The Energy Cost Artifice
Climate Change Levy (CCL), Contracts for Difference (CFDs), Renewables Obligation (RO), Renewable Heat Incentive (RHI), Feed in Tariff (FIT), the list goes on.
The levies and subsidies attached to the invoices of business electricity customers are growing at an inexorable rate.
Already the cost of these environmental and social obligations make up nearly a quarter of the average energy bill.
Yet these costs are forecast to double by 2020 and treble by 2030.
The quid pro quo is supposed to be that the impact of such policies and ‘investments’ will be to increase the efficiency of energy usage and production and that the benefits will “outweigh” the costs of the schemes.
That expectation, doubtful in the domestic energy market is frankly ridiculous in the business energy market.
For years the focus in the energy market has been on the cost of the raw energy commodity being the big worry, with fluctuations in that price driving volatility and directly impacting retail prices.

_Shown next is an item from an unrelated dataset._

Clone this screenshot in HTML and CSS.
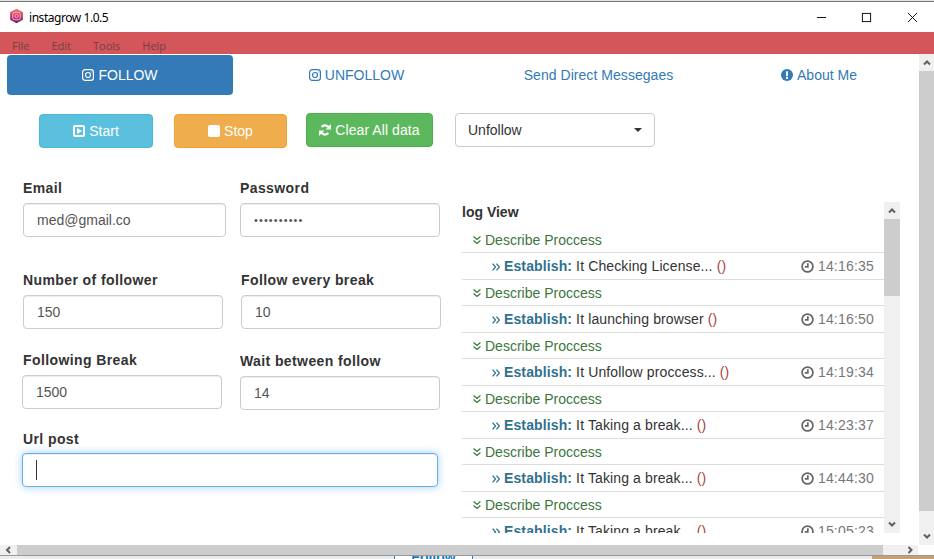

But now, with the energy cost on average contributing just 50% of the price of energy even an unprecedented fall in the wholesale cost will be masked by the ever-increasing levy burden being placed on UK energy customers.
Investing increasing numbers of subsidies into new and otherwise uneconomic renewable energy sources, at a time of gas gluts, benign energy prices and plummeting oil costs is delivering the perverse market behaviour of an artificial floor of energy costs in order to deliver a far off dream of a world after fossil fuels.
Oh for the market to be unfettered with such financial instruments and such financial benefit accumulating to customers and not generation plant operators.